| Set problem |
Copy each line below without leaving any out.

| Dataset section |
+-------+

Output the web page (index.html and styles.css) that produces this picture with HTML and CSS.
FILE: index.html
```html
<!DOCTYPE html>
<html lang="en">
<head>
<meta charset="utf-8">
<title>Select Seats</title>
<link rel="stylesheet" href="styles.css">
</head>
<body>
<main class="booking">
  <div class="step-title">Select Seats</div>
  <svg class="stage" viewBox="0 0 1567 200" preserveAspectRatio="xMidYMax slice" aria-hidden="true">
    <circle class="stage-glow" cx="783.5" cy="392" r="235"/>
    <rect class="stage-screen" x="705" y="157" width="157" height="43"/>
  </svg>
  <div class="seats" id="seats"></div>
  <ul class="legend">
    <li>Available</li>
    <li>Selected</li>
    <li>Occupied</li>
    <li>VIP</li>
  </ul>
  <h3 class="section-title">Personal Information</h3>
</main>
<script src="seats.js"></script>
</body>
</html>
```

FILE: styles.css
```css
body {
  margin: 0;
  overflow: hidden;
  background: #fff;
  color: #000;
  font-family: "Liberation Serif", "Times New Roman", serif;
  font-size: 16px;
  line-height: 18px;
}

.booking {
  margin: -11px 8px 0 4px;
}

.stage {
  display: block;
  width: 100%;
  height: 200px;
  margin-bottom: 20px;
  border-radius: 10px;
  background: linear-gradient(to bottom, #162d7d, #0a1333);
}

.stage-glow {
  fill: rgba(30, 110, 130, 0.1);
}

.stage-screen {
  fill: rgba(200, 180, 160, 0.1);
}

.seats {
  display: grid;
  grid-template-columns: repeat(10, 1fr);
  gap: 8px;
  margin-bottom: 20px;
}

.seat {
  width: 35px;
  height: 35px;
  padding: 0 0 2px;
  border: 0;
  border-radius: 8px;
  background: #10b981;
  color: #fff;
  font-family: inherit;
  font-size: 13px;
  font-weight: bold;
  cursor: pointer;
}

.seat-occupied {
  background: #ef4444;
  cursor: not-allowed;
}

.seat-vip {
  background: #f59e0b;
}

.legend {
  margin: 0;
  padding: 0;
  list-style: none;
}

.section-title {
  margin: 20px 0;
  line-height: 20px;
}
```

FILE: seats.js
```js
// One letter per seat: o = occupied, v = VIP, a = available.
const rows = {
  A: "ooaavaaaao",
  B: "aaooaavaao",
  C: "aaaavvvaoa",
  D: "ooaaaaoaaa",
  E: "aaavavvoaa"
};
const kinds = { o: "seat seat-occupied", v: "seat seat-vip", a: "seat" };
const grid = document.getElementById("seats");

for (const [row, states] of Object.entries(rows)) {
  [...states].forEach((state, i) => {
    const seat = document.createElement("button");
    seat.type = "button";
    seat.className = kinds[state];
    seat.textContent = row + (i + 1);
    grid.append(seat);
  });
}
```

+-------+

| Complete output |
Output the web page (index.html and styles.css) that produces this picture with HTML and CSS.
FILE: index.html
```html
<!DOCTYPE html>
<html lang="en">
<head>
<meta charset="utf-8">
<title>Select Seats</title>
<link rel="stylesheet" href="styles.css">
</head>
<body>
<main class="booking">
  <div class="step-title">Select Seats</div>
  <svg class="stage" viewBox="0 0 1567 200" preserveAspectRatio="xMidYMax slice" aria-hidden="true">
    <circle class="stage-glow" cx="783.5" cy="392" r="235"/>
    <rect class="stage-screen" x="705" y="157" width="157" height="43"/>
  </svg>
  <div class="seats" id="seats"></div>
  <ul class="legend">
    <li>Available</li>
    <li>Selected</li>
    <li>Occupied</li>
    <li>VIP</li>
  </ul>
  <h3 class="section-title">Personal Information</h3>
</main>
<script src="seats.js"></script>
</body>
</html>
```

FILE: styles.css
```css
body {
  margin: 0;
  overflow: hidden;
  background: #fff;
  color: #000;
  font-family: "Liberation Serif", "Times New Roman", serif;
  font-size: 16px;
  line-height: 18px;
}

.booking {
  margin: -11px 8px 0 4px;
}

.stage {
  display: block;
  width: 100%;
  height: 200px;
  margin-bottom: 20px;
  border-radius: 10px;
  background: linear-gradient(to bottom, #162d7d, #0a1333);
}

.stage-glow {
  fill: rgba(30, 110, 130, 0.1);
}

.stage-screen {
  fill: rgba(200, 180, 160, 0.1);
}

.seats {
  display: grid;
  grid-template-columns: repeat(10, 1fr);
  gap: 8px;
  margin-bottom: 20px;
}

.seat {
  width: 35px;
  height: 35px;
  padding: 0 0 2px;
  border: 0;
  border-radius: 8px;
  background: #10b981;
  color: #fff;
  font-family: inherit;
  font-size: 13px;
  font-weight: bold;
  cursor: pointer;
}

.seat-occupied {
  background: #ef4444;
  cursor: not-allowed;
}

.seat-vip {
  background: #f59e0b;
}

.legend {
  margin: 0;
  padding: 0;
  list-style: none;
}

.section-title {
  margin: 20px 0;
  line-height: 20px;
}
```

FILE: seats.js
```js
// One letter per seat: o = occupied, v = VIP, a = available.
const rows = {
  A: "ooaavaaaao",
  B: "aaooaavaao",
  C: "aaaavvvaoa",
  D: "ooaaaaoaaa",
  E: "aaavavvoaa"
};
const kinds = { o: "seat seat-occupied", v: "seat seat-vip", a: "seat" };
const grid = document.getElementById("seats");

for (const [row, states] of Object.entries(rows)) {
  [...states].forEach((state, i) => {
    const seat = document.createElement("button");
    seat.type = "button";
    seat.className = kinds[state];
    seat.textContent = row + (i + 1);
    grid.append(seat);
  });
}
```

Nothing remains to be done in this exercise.